> EXTRACTED ENTRIES:
►
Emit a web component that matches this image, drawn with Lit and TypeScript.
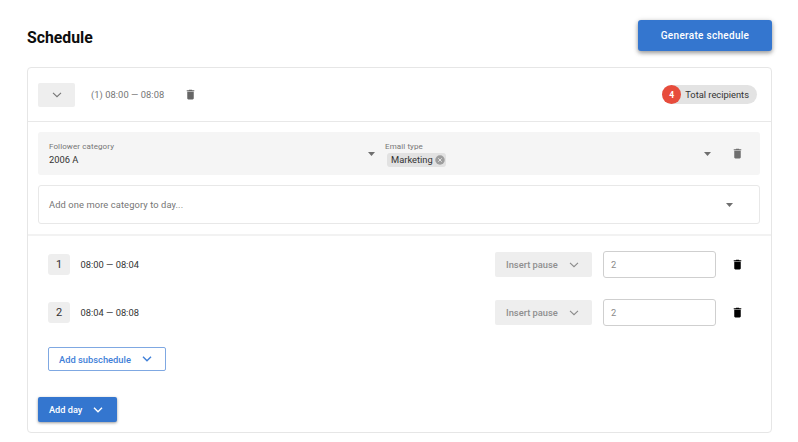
◄
►
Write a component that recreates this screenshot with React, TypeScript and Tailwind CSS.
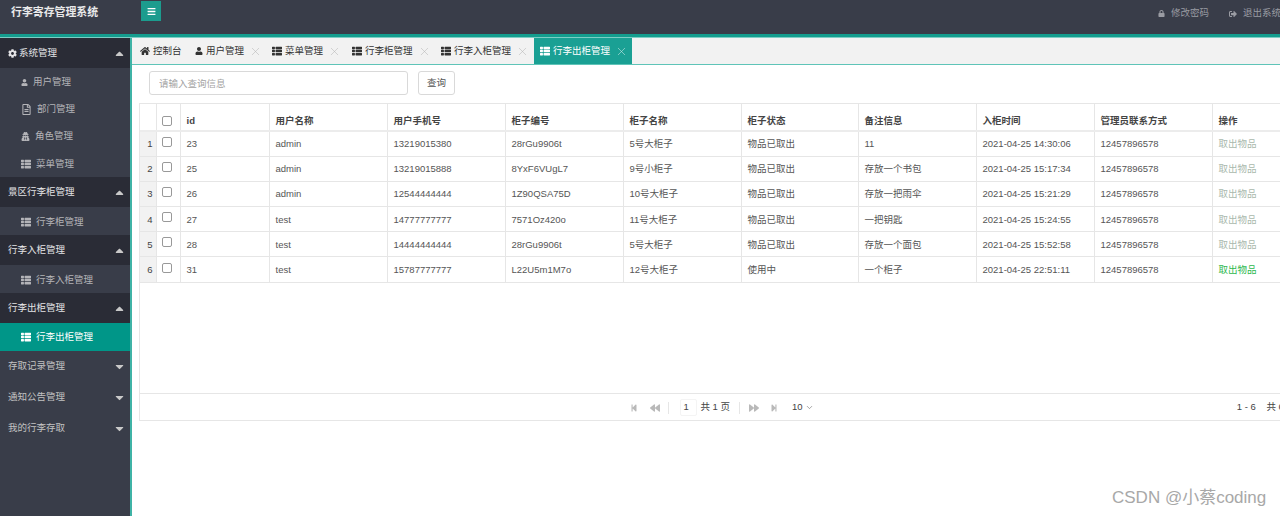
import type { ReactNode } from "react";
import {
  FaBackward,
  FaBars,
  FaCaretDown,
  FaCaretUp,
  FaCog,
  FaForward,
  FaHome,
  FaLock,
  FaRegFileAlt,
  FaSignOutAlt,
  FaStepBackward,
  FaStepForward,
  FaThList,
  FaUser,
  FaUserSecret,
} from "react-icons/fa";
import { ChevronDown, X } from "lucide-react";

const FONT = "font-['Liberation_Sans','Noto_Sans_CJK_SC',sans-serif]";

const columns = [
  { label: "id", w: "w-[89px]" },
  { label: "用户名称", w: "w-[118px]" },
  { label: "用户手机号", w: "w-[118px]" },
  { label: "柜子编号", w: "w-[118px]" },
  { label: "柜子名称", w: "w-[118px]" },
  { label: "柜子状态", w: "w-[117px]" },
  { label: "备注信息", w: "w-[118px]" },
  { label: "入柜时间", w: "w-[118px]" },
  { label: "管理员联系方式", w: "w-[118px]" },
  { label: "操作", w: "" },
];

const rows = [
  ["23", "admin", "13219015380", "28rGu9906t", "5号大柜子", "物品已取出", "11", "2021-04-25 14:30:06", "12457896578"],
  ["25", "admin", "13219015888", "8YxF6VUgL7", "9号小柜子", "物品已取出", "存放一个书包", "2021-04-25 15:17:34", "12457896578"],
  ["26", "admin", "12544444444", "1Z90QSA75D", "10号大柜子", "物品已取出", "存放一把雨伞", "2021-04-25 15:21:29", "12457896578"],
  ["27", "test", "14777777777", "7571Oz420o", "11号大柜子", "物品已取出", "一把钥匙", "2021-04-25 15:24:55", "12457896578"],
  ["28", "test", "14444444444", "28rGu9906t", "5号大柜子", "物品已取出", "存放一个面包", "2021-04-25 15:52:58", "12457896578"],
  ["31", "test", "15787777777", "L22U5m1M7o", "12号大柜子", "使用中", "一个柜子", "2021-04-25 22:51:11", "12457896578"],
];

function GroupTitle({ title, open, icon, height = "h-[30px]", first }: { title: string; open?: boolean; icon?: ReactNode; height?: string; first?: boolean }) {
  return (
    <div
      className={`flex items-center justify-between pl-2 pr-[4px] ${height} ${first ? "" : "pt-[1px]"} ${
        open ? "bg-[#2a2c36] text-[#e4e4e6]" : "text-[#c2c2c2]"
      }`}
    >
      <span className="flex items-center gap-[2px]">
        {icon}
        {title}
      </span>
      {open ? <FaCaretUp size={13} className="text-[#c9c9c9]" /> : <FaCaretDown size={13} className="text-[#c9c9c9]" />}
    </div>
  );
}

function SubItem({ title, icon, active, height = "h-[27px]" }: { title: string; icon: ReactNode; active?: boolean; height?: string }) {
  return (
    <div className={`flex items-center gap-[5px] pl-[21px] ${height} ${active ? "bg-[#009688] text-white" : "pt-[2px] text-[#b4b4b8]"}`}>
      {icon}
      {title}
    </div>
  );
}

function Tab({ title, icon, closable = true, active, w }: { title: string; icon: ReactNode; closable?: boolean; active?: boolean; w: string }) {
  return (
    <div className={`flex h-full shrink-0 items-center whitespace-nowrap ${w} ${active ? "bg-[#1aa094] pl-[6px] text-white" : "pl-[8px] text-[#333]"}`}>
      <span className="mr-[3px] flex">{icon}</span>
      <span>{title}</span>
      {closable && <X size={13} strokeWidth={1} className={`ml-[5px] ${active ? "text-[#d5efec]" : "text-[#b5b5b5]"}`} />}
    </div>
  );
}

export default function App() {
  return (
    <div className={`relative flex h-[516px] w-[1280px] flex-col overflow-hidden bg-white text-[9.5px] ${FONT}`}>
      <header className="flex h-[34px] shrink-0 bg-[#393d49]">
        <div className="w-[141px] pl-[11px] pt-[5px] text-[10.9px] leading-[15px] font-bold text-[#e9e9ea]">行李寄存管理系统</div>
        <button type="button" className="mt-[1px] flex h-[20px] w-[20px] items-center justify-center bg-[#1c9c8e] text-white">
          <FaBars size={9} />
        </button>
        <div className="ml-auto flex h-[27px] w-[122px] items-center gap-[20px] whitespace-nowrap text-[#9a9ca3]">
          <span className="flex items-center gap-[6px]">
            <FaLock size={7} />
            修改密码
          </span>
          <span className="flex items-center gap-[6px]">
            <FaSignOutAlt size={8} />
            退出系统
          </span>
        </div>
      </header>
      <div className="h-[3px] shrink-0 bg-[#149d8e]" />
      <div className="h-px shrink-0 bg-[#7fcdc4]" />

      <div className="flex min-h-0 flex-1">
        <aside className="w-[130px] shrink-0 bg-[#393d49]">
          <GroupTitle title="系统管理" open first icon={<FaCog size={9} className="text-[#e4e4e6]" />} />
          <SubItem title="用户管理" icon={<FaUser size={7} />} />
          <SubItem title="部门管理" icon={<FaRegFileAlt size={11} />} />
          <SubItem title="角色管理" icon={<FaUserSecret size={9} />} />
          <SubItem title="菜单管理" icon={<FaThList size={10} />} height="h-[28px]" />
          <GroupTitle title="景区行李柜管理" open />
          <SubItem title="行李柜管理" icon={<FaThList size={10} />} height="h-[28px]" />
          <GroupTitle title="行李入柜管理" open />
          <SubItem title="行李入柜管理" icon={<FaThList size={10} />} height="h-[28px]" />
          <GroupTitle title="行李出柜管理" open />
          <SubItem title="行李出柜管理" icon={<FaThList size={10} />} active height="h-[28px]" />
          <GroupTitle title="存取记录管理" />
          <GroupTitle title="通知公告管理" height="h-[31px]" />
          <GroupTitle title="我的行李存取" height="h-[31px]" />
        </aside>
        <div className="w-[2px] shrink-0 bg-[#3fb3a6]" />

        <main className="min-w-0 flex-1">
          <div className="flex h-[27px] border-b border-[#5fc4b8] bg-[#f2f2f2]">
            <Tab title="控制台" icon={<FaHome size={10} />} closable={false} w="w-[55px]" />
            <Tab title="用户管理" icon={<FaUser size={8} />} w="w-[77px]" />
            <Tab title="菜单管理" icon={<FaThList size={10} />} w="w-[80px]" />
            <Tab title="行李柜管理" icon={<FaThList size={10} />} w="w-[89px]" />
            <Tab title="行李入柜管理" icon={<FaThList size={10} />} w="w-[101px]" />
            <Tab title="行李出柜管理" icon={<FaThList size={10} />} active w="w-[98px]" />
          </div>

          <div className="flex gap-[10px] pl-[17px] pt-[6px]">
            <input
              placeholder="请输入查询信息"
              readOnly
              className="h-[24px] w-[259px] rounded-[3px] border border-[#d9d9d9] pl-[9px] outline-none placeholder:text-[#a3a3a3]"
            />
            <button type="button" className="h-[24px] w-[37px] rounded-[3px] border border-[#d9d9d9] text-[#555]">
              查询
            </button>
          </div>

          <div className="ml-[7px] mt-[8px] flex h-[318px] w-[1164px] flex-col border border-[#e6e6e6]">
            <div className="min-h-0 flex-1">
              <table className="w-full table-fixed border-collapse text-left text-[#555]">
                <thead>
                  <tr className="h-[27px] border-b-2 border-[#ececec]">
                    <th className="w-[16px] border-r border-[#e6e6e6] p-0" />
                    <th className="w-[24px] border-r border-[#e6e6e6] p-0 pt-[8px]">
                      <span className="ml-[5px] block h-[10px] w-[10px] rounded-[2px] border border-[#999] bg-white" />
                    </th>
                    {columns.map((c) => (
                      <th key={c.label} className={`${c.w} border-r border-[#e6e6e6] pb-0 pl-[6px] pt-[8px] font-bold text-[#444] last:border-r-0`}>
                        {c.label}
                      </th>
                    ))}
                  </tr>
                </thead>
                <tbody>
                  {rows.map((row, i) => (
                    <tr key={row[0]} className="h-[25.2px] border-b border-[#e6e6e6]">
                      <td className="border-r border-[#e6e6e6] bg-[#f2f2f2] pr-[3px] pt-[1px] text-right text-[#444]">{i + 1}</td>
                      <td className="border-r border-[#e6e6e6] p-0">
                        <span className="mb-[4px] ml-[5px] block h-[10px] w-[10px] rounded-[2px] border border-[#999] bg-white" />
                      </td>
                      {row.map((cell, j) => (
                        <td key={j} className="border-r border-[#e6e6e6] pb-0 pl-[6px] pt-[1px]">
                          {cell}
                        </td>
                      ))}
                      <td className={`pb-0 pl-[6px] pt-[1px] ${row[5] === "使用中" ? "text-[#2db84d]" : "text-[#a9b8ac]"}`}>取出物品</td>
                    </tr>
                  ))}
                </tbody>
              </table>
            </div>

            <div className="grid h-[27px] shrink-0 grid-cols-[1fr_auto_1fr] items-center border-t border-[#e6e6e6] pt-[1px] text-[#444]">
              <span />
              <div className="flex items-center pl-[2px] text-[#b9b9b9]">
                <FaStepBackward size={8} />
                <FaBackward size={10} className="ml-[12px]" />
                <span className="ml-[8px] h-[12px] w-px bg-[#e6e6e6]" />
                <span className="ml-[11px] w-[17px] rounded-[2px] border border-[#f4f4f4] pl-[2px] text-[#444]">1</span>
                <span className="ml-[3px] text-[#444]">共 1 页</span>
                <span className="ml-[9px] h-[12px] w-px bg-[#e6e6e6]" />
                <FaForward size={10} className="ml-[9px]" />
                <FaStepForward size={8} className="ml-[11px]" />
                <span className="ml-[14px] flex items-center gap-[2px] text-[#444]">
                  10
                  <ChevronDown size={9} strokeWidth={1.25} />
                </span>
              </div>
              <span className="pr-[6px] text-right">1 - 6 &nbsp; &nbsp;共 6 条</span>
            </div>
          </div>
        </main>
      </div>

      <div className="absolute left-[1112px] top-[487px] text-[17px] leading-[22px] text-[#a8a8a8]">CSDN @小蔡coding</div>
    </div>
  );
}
◄
►
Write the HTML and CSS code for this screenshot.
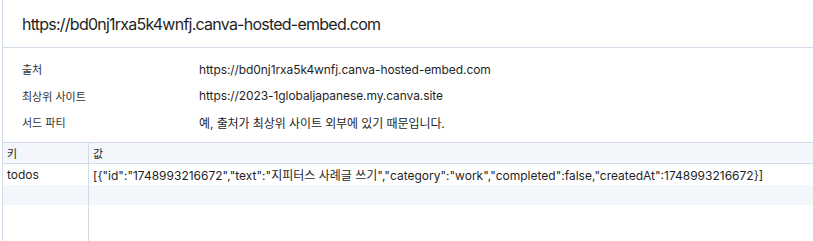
◄
> INSTRUCTIONS FOR THE TASK: Report every line containing the word "with" from the listing above.

> WRITTEN RESPONSE:
Emit a web component that matches this image, drawn with Lit and TypeScript.
Write a component that recreates this screenshot with React, TypeScript and Tailwind CSS.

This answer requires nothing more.